Problem to work on —
Using the listing below, copy every line that mentions "React".

Dataset extract —
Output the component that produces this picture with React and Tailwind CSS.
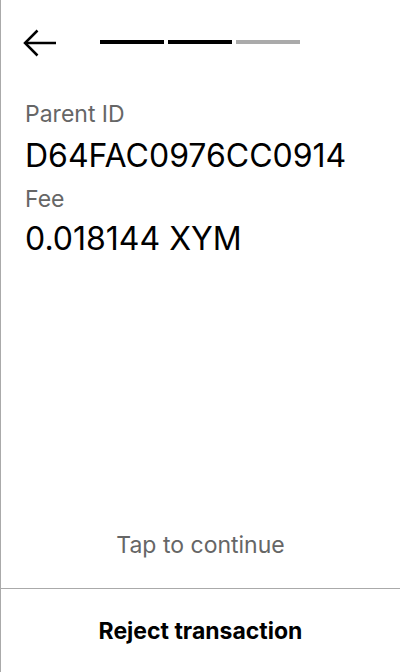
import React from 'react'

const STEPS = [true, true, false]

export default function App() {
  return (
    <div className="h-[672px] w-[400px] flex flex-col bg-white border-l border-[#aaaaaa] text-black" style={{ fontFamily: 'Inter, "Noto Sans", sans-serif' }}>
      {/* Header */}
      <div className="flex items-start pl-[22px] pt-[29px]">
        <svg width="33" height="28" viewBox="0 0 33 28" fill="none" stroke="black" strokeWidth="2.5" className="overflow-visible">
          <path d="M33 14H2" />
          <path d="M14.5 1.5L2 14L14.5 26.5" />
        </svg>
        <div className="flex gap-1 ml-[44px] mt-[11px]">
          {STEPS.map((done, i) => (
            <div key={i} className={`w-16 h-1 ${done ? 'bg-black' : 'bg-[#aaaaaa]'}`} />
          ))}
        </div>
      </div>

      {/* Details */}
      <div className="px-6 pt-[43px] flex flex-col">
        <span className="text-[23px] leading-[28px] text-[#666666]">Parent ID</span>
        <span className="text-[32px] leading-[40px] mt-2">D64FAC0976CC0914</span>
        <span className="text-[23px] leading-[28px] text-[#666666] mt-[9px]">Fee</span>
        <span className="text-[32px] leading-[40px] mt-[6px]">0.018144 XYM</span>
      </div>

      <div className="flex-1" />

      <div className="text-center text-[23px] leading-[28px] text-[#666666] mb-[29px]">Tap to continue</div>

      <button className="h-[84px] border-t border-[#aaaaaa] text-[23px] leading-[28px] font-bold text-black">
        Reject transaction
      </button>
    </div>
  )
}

Exercise solution —
Output the component that produces this picture with React and Tailwind CSS.
import React from 'react'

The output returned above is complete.